Este jueves los habitantes de Estados Unidos celebraron una vez más el “Día de Acción de Gracias” y millones de hogares llevaron a cabo, al culminar el día, una emotiva cena, con el mismo motivo. Sin duda que para los norteamericanos esta fecha resulta muy motivante en aras de reafirmar los valores, que como nación, defienden y desean que los distinga en todo el orbe. Sin embargo, si analizamos un poco este evento, tal vez advirtamos que su simbolismo nos abre una interpretación en donde un acto como la cena de Acción de Gracias puede leerse como un acontecimiento que, más que singularizar, reúna y religue a todos los congregantes.
El Día de Acción de Gracias
El origen de esta tradición estadounidense puede ubicarse desde 1623. Justamente en noviembre de ese año, tras haber recolectado la cosecha, el entonces gobernador de la colonia de peregrinos bautizada como “Plymonth Plantation” ubicada en Plymonth, Massachusetts, pronunció unas emotivas palabras en donde invitaba a los concurrentes a congregarse en la casa comunal sobre la colina, para atender las plegarias del pastor del pueblo y agradecer a Dios por todas las bendiciones que les había otorgado hasta entonces. Posteriormente, al notar como proseguía esta tradición, en 1777 el gobierno norteamericano decide declarar ese día como de asueto y celebración. En 1795 George Washigton ratificó esta disposición y bautizó oficialmente esa fecha como “Día de Acción de Gracias”.
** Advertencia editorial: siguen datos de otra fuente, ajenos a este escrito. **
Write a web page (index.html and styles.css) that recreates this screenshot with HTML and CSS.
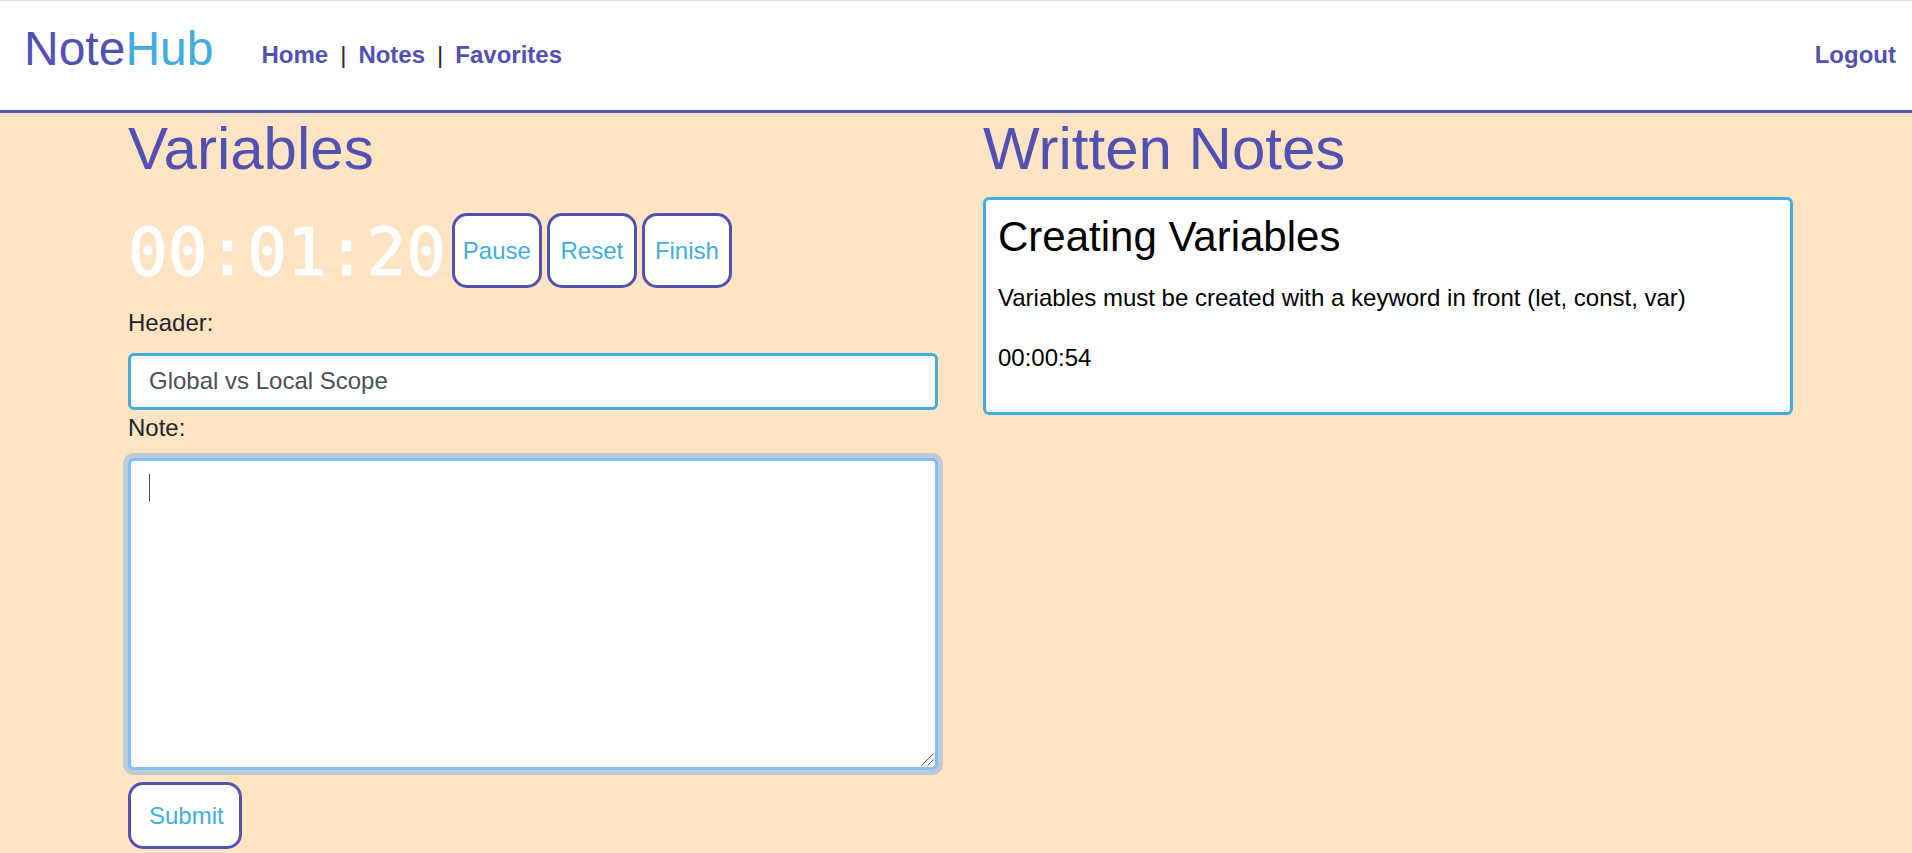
FILE: index.html
```html
<!DOCTYPE html>
<html lang="en">
<head>
<meta charset="utf-8">
<meta name="viewport" content="width=device-width, initial-scale=1">
<title>NoteHub</title>
<link rel="stylesheet" href="styles.css">
</head>
<body>
<header class="navbar">
  <a class="brand" href="#">Note<span class="brand-accent">Hub</span></a>
  <nav class="nav-links">
    <a href="#">Home</a>
    <span>|</span>
    <a href="#">Notes</a>
    <span>|</span>
    <a href="#">Favorites</a>
  </nav>
  <a class="logout" href="#">Logout</a>
</header>
<main class="container">
  <section>
    <h1>Variables</h1>
    <div class="timer">
      <span class="clock">00:01:20</span>
      <button class="btn" type="button">Pause</button>
      <button class="btn" type="button">Reset</button>
      <button class="btn" type="button">Finish</button>
    </div>
    <form>
      <label for="header">Header:</label>
      <input class="field" id="header" type="text" value="Global vs Local Scope">
      <label for="note">Note:</label>
      <div class="note-wrap">
        <textarea class="field note-field" id="note" autofocus></textarea>
        <span class="caret"></span>
        <svg class="grip" width="13" height="13" viewBox="0 0 13 13" aria-hidden="true">
          <path d="M0.5 12.5L12.5 0.5M6.5 12.5L12.5 6.5"/>
        </svg>
      </div>
      <button class="btn submit" type="submit">Submit</button>
    </form>
  </section>
  <section>
    <h1>Written Notes</h1>
    <article class="card">
      <h3>Creating Variables</h3>
      <p>Variables must be created with a keyword in front (let, const, var)</p>
      <p>00:00:54</p>
    </article>
  </section>
</main>
</body>
</html>
```

FILE: styles.css
```css
* {
  box-sizing: border-box;
}

body {
  margin: 0;
  background: #ffe4c4;
  color: #212529;
  font: 24px/36px Arial, "Liberation Sans", sans-serif;
}

.navbar {
  display: flex;
  align-items: center;
  padding: 12px 16px 25px 24px;
  background: #fff;
  border-top: 1px solid #dedede;
  border-bottom: 3px solid #5151b3;
}

.navbar a {
  color: #5151b3;
  font-weight: bold;
  text-decoration: none;
}

.navbar .brand {
  margin-right: 48px;
  font-size: 48px;
  font-weight: normal;
  line-height: 72px;
}

.brand-accent {
  color: #41addf;
}

.nav-links,
.logout {
  padding-top: 12px;
}

.nav-links {
  display: flex;
  gap: 12px;
}

.navbar .logout {
  margin-left: auto;
}

.container {
  display: grid;
  grid-template-columns: 1fr 1fr;
  gap: 45px;
  padding: 0 119px 0 128px;
}

h1 {
  margin: 0 0 12px;
  color: #5151b3;
  font-size: 60px;
  font-weight: normal;
  line-height: 72px;
}

.timer {
  display: flex;
  align-items: center;
  gap: 5px;
  padding: 16px 0 17px;
}

.clock {
  margin-right: 1px;
  padding-top: 5px;
  color: #fff;
  font: 66px/70px "DejaVu Sans Mono", monospace;
  -webkit-text-stroke: 1px #fff;
}

.btn {
  width: 90px;
  height: 75px;
  padding: 0;
  background: #fff;
  border: 3px solid #5151b3;
  border-radius: 15px;
  color: #41addf;
  font: inherit;
}

label {
  display: block;
  margin-bottom: 12px;
}

.field {
  display: block;
  width: 100%;
  height: 57px;
  padding: 8px 18px 10px;
  background: #fff;
  border: 3px solid #41addf;
  border-radius: 6px;
  color: #495057;
  font: inherit;
}

.note-wrap {
  position: relative;
  margin-bottom: 12px;
}

.note-field {
  height: 312px;
  caret-color: transparent;
  resize: none;
}

.field:focus {
  border-color: #80bdff;
  box-shadow: 0 0 0 5px rgba(0, 123, 255, 0.25);
  outline: 0;
}

.caret {
  position: absolute;
  top: 16px;
  left: 21px;
  width: 1px;
  height: 27px;
  background: #495057;
  pointer-events: none;
}

.note-wrap:not(:focus-within) .caret {
  display: none;
}

.grip {
  position: absolute;
  right: 4px;
  bottom: 4px;
  fill: none;
  stroke: #555;
  stroke-width: 1;
  pointer-events: none;
}

.submit {
  width: auto;
  height: 67px;
  padding: 0 15px 0 18px;
}

.card {
  padding: 12px;
  background: #fff;
  border: 3px solid #41addf;
  border-radius: 6px;
  color: #000;
}

.card h3 {
  margin: 0 0 18px;
  font-size: 42px;
  font-weight: normal;
  line-height: 50px;
}

.card p {
  margin: 0 0 24px;
}
```
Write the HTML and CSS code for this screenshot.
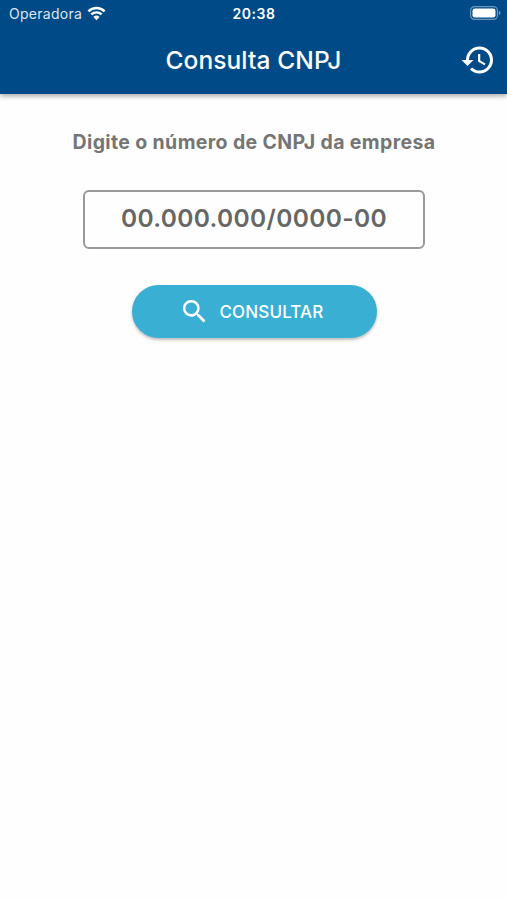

El rostro de lo oculto se asoma en una grieta
Ahora bien, si la ideología norteamericana parece exponer una racionalidad, un pragmatismo, y una tendencia a un mesianismo exacerbado, y por otra parte la Cena de Acción de Gracias funge como evento congregador de toda esta imaginería cultural. También es posible pensar todo lo contrario. Si acudimos a las fuentes de la sabiduría antigua, aquellas que dieron origen a toda la tradición de pensamiento en occidente, y pensamos por ejemplo en las tradiciones mistéricas de los griegos arcaicos; si investigamos en ellos la figura del célebre Dionisos, podemos recordar un acontecimiento alumbrador como pocos: Dionisos, hijo de Zeus y de Perséfone, es despedazado por los Titanes, quienes al seguir las instrucciones de Hera celosa, primero descuartizan al dios y luego lo devoran. El gran Zeus, al conocer lo sucedido, fulmina a los Titanes con un rayo letal. De las cenizas resultantes de esta confrontación proviene la raza humana. Todos tenemos en nuestro ser parte de Dionisos, compartimos la esencia de la divinidad en partes iguales. Imaginemos entonces a los sufridos primeros peregrinos norteamericanos, arrojados a un enorme mundo nuevo, desconocido, abrumador de soledad y naturaleza desbordante. El sentimiento místico que seguramente tales personas sintieron ante tal ambiente fue tan desgarrador, tan intenso, que agruparse en la cima de una solitaria colina a celebrar un banquete en donde un ser puro, limpio, era sacrificado, para luego transformarse en una ofrenda compartida por todos, tiene una carga de atavismo sobrecogedora. Una manera de agradecer su comunión con esa atmósfera divinal a la que habían sido ingresados: más allá de la Iglesia y la voz severa del Pastor, el misterio inextricable del silencio de los bosques sombríos, acechando. Quizás entonces la Cena de Acción de Gracias no sea más que el recuerdo colectivo de una experiencia atávica religante y muy estremecedora.